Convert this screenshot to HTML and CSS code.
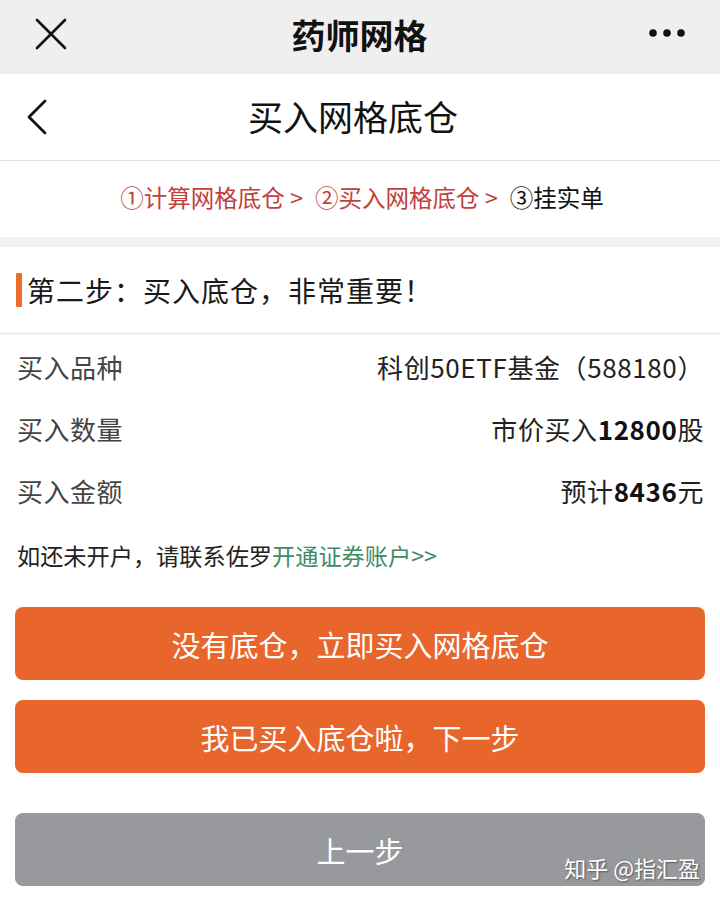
FILE: index.html
```html
<!DOCTYPE html>
<html lang="zh-CN">

<head>
    <meta charset="UTF-8">
    <meta name="viewport" content="width=device-width, initial-scale=1.0">
    <title>药师网格</title>
    <link rel="stylesheet" href="styles.css">
</head>

<body>
    <div class="topbar">
        <svg class="close-icon" width="32" height="32" viewBox="0 0 32 32">
            <path d="M2 2 L30 30 M30 2 L2 30" stroke="#111" stroke-width="2.6" stroke-linecap="round" fill="none" />
        </svg>
        <div class="topbar-title">药师网格</div>
        <svg class="more-icon" width="38" height="10" viewBox="0 0 38 10">
            <circle cx="5" cy="5" r="3.8" fill="#111" />
            <circle cx="19" cy="5" r="3.8" fill="#111" />
            <circle cx="33" cy="5" r="3.8" fill="#111" />
        </svg>
    </div>

    <div class="header">
        <svg class="back-icon" width="22" height="38" viewBox="0 0 22 38">
            <path d="M19 3 L3 19 L19 35" stroke="#111" stroke-width="2.8" stroke-linecap="round" stroke-linejoin="round" fill="none" />
        </svg>
        <div class="header-title">买入网格底仓</div>
    </div>

    <div class="steps">
        <span class="step-done">①计算网格底仓 &gt;</span>
        <span class="step-done">②买入网格底仓 &gt;</span>
        <span class="step-now">③挂实单</span>
    </div>

    <div class="section-title">
        <span class="mark"></span>第二步：买入底仓，非常重要！
    </div>

    <div class="info">
        <div class="row">
            <span class="label">买入品种</span>
            <span class="value">科创50ETF基金（588180）</span>
        </div>
        <div class="row">
            <span class="label">买入数量</span>
            <span class="value">市价买入<b>12800</b>股</span>
        </div>
        <div class="row">
            <span class="label">买入金额</span>
            <span class="value">预计<b>8436</b>元</span>
        </div>
    </div>

    <p class="note">如还未开户，请联系佐罗<a href="#">开通证券账户&gt;&gt;</a></p>

    <div class="actions">
        <button class="btn btn-orange">没有底仓，立即买入网格底仓</button>
        <button class="btn btn-orange">我已买入底仓啦，下一步</button>
        <button class="btn btn-gray prev">上一步</button>
    </div>

    <div class="watermark">知乎 @指汇盈</div>
</body>

</html>
```

FILE: styles.css
```css
body {
    font-family: "Noto Sans CJK SC", "Noto Sans", sans-serif;
    margin: 0;
    padding: 0;
    background-color: #fff;
    color: #222;
    width: 720px;
    height: 900px;
    overflow: hidden;
    position: relative;
}

.topbar {
    height: 74px;
    background-color: #efeff0;
    display: flex;
    align-items: center;
    justify-content: space-between;
    padding: 0 34px 0 35px;
}

.topbar-title {
    font-size: 34px;
    font-weight: bold;
    color: #111;
    margin-left: 4px;
    margin-top: -6px;
}

.more-icon {
    margin-top: -8px;
}

.close-icon {
    margin-top: -6px;
}

.header {
    height: 86px;
    display: flex;
    align-items: center;
    border-bottom: 1px solid #e4e4e4;
    padding-left: 26px;
}

.header-title {
    flex: 1;
    text-align: center;
    font-size: 35px;
    color: #111;
    margin-right: 62px;
    margin-top: -4px;
}

/* step progress */
.steps {
    height: 76px;
    display: flex;
    align-items: center;
    justify-content: center;
    gap: 12px;
    font-size: 23.5px;
    border-bottom: 10px solid #f2f2f3;
    padding: 0 0 4px 4px;
    box-sizing: border-box;
    height: 86px;
}

.step-done {
    color: #c2413a;
}

.step-now {
    color: #111;
}

.section-title {
    height: 85px;
    display: flex;
    align-items: center;
    font-size: 28px;
    letter-spacing: 1px;
    color: #1a1a1a;
    padding-left: 16px;
    border-bottom: 3px solid #f2f2f3;
}

.section-title .mark {
    width: 6px;
    height: 34px;
    background-color: #ec6d2a;
    border-radius: 1px;
    margin-right: 5px;
}

.info {
    padding: 0 16px 0 17px;
}

.row {
    height: 62px;
    display: flex;
    align-items: center;
    justify-content: space-between;
    font-size: 26px;
}

.label {
    color: #444;
    letter-spacing: 0.5px;
}

.value {
    color: #222;
    letter-spacing: 0.6px;
}

.value b {
    font-weight: bold;
    color: #111;
}

.note {
    margin: 0;
    padding: 17px 17px 0;
    height: 53px;
    font-size: 23.2px;
    color: #222;
}

.note a {
    color: #3f8a67;
    text-decoration: none;
}

.actions {
    padding: 16px 15px 0;
    display: flex;
    flex-direction: column;
    gap: 20px;
}

.btn {
    height: 73px;
    border: none;
    border-radius: 8px;
    font-family: inherit;
    font-size: 29px;
    color: #fff;
    cursor: pointer;
}

.btn-orange {
    background-color: #e8662b;
}

.btn-gray {
    background-color: #98999c;
}

.prev {
    margin-top: 20px;
}

.watermark {
    position: absolute;
    right: 20px;
    bottom: 17px;
    font-size: 22px;
    color: #fff;
    text-shadow: 1px 1px 2px rgba(0, 0, 0, 0.45);
}
```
....
REQUIRED WORK →
Return all of the data exactly as written, and drop the pictures.

THE ANSWER →
Convert this screenshot to HTML and CSS code.
FILE: index.html
```html
<!DOCTYPE html>
<html lang="zh-CN">

<head>
    <meta charset="UTF-8">
    <meta name="viewport" content="width=device-width, initial-scale=1.0">
    <title>药师网格</title>
    <link rel="stylesheet" href="styles.css">
</head>

<body>
    <div class="topbar">
        <svg class="close-icon" width="32" height="32" viewBox="0 0 32 32">
            <path d="M2 2 L30 30 M30 2 L2 30" stroke="#111" stroke-width="2.6" stroke-linecap="round" fill="none" />
        </svg>
        <div class="topbar-title">药师网格</div>
        <svg class="more-icon" width="38" height="10" viewBox="0 0 38 10">
            <circle cx="5" cy="5" r="3.8" fill="#111" />
            <circle cx="19" cy="5" r="3.8" fill="#111" />
            <circle cx="33" cy="5" r="3.8" fill="#111" />
        </svg>
    </div>

    <div class="header">
        <svg class="back-icon" width="22" height="38" viewBox="0 0 22 38">
            <path d="M19 3 L3 19 L19 35" stroke="#111" stroke-width="2.8" stroke-linecap="round" stroke-linejoin="round" fill="none" />
        </svg>
        <div class="header-title">买入网格底仓</div>
    </div>

    <div class="steps">
        <span class="step-done">①计算网格底仓 &gt;</span>
        <span class="step-done">②买入网格底仓 &gt;</span>
        <span class="step-now">③挂实单</span>
    </div>

    <div class="section-title">
        <span class="mark"></span>第二步：买入底仓，非常重要！
    </div>

    <div class="info">
        <div class="row">
            <span class="label">买入品种</span>
            <span class="value">科创50ETF基金（588180）</span>
        </div>
        <div class="row">
            <span class="label">买入数量</span>
            <span class="value">市价买入<b>12800</b>股</span>
        </div>
        <div class="row">
            <span class="label">买入金额</span>
            <span class="value">预计<b>8436</b>元</span>
        </div>
    </div>

    <p class="note">如还未开户，请联系佐罗<a href="#">开通证券账户&gt;&gt;</a></p>

    <div class="actions">
        <button class="btn btn-orange">没有底仓，立即买入网格底仓</button>
        <button class="btn btn-orange">我已买入底仓啦，下一步</button>
        <button class="btn btn-gray prev">上一步</button>
    </div>

    <div class="watermark">知乎 @指汇盈</div>
</body>

</html>
```

FILE: styles.css
```css
body {
    font-family: "Noto Sans CJK SC", "Noto Sans", sans-serif;
    margin: 0;
    padding: 0;
    background-color: #fff;
    color: #222;
    width: 720px;
    height: 900px;
    overflow: hidden;
    position: relative;
}

.topbar {
    height: 74px;
    background-color: #efeff0;
    display: flex;
    align-items: center;
    justify-content: space-between;
    padding: 0 34px 0 35px;
}

.topbar-title {
    font-size: 34px;
    font-weight: bold;
    color: #111;
    margin-left: 4px;
    margin-top: -6px;
}

.more-icon {
    margin-top: -8px;
}

.close-icon {
    margin-top: -6px;
}

.header {
    height: 86px;
    display: flex;
    align-items: center;
    border-bottom: 1px solid #e4e4e4;
    padding-left: 26px;
}

.header-title {
    flex: 1;
    text-align: center;
    font-size: 35px;
    color: #111;
    margin-right: 62px;
    margin-top: -4px;
}

/* step progress */
.steps {
    height: 76px;
    display: flex;
    align-items: center;
    justify-content: center;
    gap: 12px;
    font-size: 23.5px;
    border-bottom: 10px solid #f2f2f3;
    padding: 0 0 4px 4px;
    box-sizing: border-box;
    height: 86px;
}

.step-done {
    color: #c2413a;
}

.step-now {
    color: #111;
}

.section-title {
    height: 85px;
    display: flex;
    align-items: center;
    font-size: 28px;
    letter-spacing: 1px;
    color: #1a1a1a;
    padding-left: 16px;
    border-bottom: 3px solid #f2f2f3;
}

.section-title .mark {
    width: 6px;
    height: 34px;
    background-color: #ec6d2a;
    border-radius: 1px;
    margin-right: 5px;
}

.info {
    padding: 0 16px 0 17px;
}

.row {
    height: 62px;
    display: flex;
    align-items: center;
    justify-content: space-between;
    font-size: 26px;
}

.label {
    color: #444;
    letter-spacing: 0.5px;
}

.value {
    color: #222;
    letter-spacing: 0.6px;
}

.value b {
    font-weight: bold;
    color: #111;
}

.note {
    margin: 0;
    padding: 17px 17px 0;
    height: 53px;
    font-size: 23.2px;
    color: #222;
}

.note a {
    color: #3f8a67;
    text-decoration: none;
}

.actions {
    padding: 16px 15px 0;
    display: flex;
    flex-direction: column;
    gap: 20px;
}

.btn {
    height: 73px;
    border: none;
    border-radius: 8px;
    font-family: inherit;
    font-size: 29px;
    color: #fff;
    cursor: pointer;
}

.btn-orange {
    background-color: #e8662b;
}

.btn-gray {
    background-color: #98999c;
}

.prev {
    margin-top: 20px;
}

.watermark {
    position: absolute;
    right: 20px;
    bottom: 17px;
    font-size: 22px;
    color: #fff;
    text-shadow: 1px 1px 2px rgba(0, 0, 0, 0.45);
}
```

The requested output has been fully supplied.